By Jim Whitt
In his speech at the Chicago Council on Global Affairs, Food Security and Global Agriculture symposium Bono, front man for the band U2 said, and I’m paraphrasing here, that broke countries should continue providing foreign aid.
Based on this reasoning, U2 — which according to Forbes made $195 million last year — should give everything they make away then borrow even more money to give away. Then maybe they’ll understand the lyrics from one of Billy Preston’s biggest hits: “Nothin’ from nothin’ leaves nothin’.
“There’s a false notion that poor countries are poor because rich countries are rich,” says Peter Greer, President and CEO of Hope International, USA. I admire Bono’s desire to help underdeveloped countries but they will remain underdeveloped as long as they remain dependent on foreign aid. Broke countries giving money to broke countries will just make both even more broke.
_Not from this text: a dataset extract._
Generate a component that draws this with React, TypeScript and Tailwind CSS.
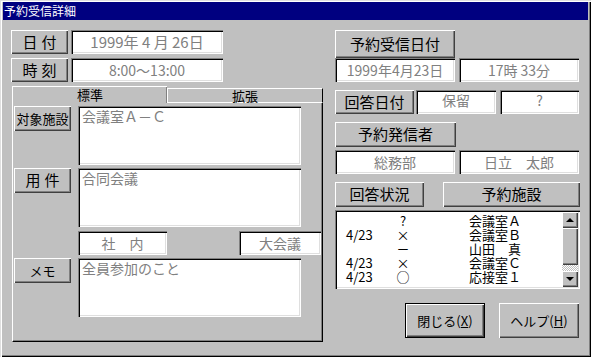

Aid to poor countries — or poor people — has never been more than a temporary solution. Give a man a fish and you feed him for a day. Teach a man to fish and you feed him for a lifetime. Giving away fish is a lose/lose proposition. It shackles both the giver and recipient to a codependent relationship that makes them both poor.
PovertyCure, an international network of organizations and individuals is battling global poverty by unleashing “the entrepreneurial spirit that already fills the developing world.” In other words, by teaching people how to fish. They have produced a brief video that shows why foreign aid is the problem and entrepreneurship is the solution.
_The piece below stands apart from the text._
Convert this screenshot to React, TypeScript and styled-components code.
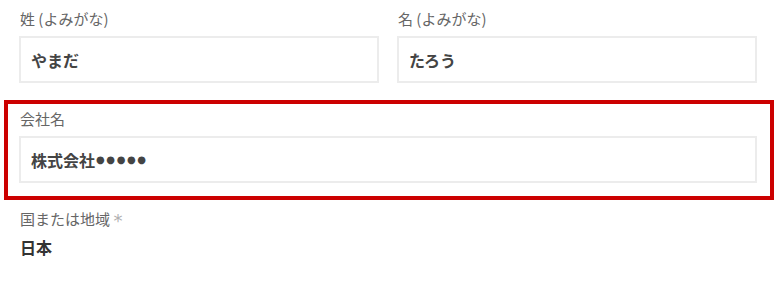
import React from "react";
import styled, { createGlobalStyle } from "styled-components";

const GlobalStyle = createGlobalStyle`
    body {
        margin: 0;
        background: #fff;
        font-family: "Noto Sans CJK JP", "Noto Sans", sans-serif;
        overflow: hidden;
    }
`;

const App = () => {
    return (
        <Form>
            <GlobalStyle />
            <Row>
                <Columns>
                    <Field>
                        <Label>姓 (よみがな)</Label>
                        <Input>やまだ</Input>
                    </Field>
                    <Field>
                        <Label>名 (よみがな)</Label>
                        <Input>たろう</Input>
                    </Field>
                </Columns>
            </Row>
            <Row $highlight>
                <Field>
                    <Label>会社名</Label>
                    <Input>
                        株式会社<Dots>●●●●●</Dots>
                    </Input>
                </Field>
            </Row>
            <Row $last>
                <Field>
                    <Label>
                        国または地域 <Required>*</Required>
                    </Label>
                    <Value>日本</Value>
                </Field>
            </Row>
        </Form>
    );
};

export default App;

const Form = styled.div`
    width: 770px;
    padding: 0 6px 0 4px;
`;

const Row = styled.div<{ $highlight?: boolean; $last?: boolean }>`
    box-sizing: border-box;
    height: ${(p) => (p.$last ? "auto" : "100px")};
    border: 4px solid ${(p) => (p.$highlight ? "#cc0000" : "transparent")};
    padding: 5px 13px 0 11px;
`;

const Columns = styled.div`
    display: grid;
    grid-template-columns: 1fr 1fr;
    gap: 18px;
`;

const Field = styled.div`
    display: flex;
    flex-direction: column;
    gap: 7px;
`;

const Label = styled.div`
    font-size: 15px;
    line-height: 20px;
    color: #666;
    padding-left: 1px;
`;

const Required = styled.span`
    font-family: "DejaVu Sans", sans-serif;
    color: #b0b0b0;
    font-size: 18px;
    line-height: 0;
    vertical-align: -2px;
`;

const Input = styled.div`
    box-sizing: border-box;
    height: 47px;
    display: flex;
    align-items: center;
    padding: 0 10px;
    border: 2px solid #ececec;
    font-size: 16px;
    font-weight: 700;
    color: #444;
`;

const Dots = styled.span`
    font-family: "DejaVu Sans", sans-serif;
    font-size: 10px;
    letter-spacing: 1.6px;
    padding-left: 1px;
`;

const Value = styled.div`
    font-size: 16px;
    line-height: 22px;
    font-weight: 700;
    color: #333;
    padding-left: 1px;
`;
One of the statements that jumped out at me from the video was, “Instead of training job seekers we train job makers.” Now, let me make a transition here. That statement is not only the solution to poverty in underdeveloped countries; it is the solution to poverty and the economic mess in our country.
I’m tired of hearing politicians drone on about how we need to create jobs. What we need to do is unleash the entrepreneurial spirit that already exists in our country. Entrepreneurs build businesses. When customers purchase their products or services those businesses grow. When they grow they hire people. That’s how jobs are created. It’s called capitalism.
Entrepreneurs love to fish. They jump in their boats every day and cast their nets. They experience the thrill of victory and the agony of defeat. Either way they load up the next day and do it again. That’s what built the most powerful economy known in history. But that’s changing.
We are killing the entrepreneurial spirit by taxing and regulating it to death. We tax the people who produce wealth and transfer that wealth to those who don’t produce wealth. In the process we have created a dependent class of people. Approximately 50% of households in the U.S. pay no federal income tax. Approximately 50% of households in the U.S. have at least one member who receives some form of government benefit. Why should you keep fishing if the government is going to take half of your catch and give it to someone else?
Why should you learn to fish if the government keeps giving you half of someone else’s catch? We are robbing people of their entrepreneurial spirit. We are robbing them of the joy of learning how to fish. We are robbing them of their dignity. People inherently want to be free. They inherently want to be independent. They want to pay their own way. No one says, “Hey, I’m on food stamps and proud of it.” There are no awards given to the welfare recipient of the year.
We’re nearly $16 trillion in debt and are adding to that debt to the tune of about $1.5 trillion a year. And yet we keep giving money away. We rob Peter to pay Paul. What happens when Peter goes broke? Paul is broke, too.
Sorry Bono, but Billy Preston is right. Nothin’ from nothin’ leaves nothin’.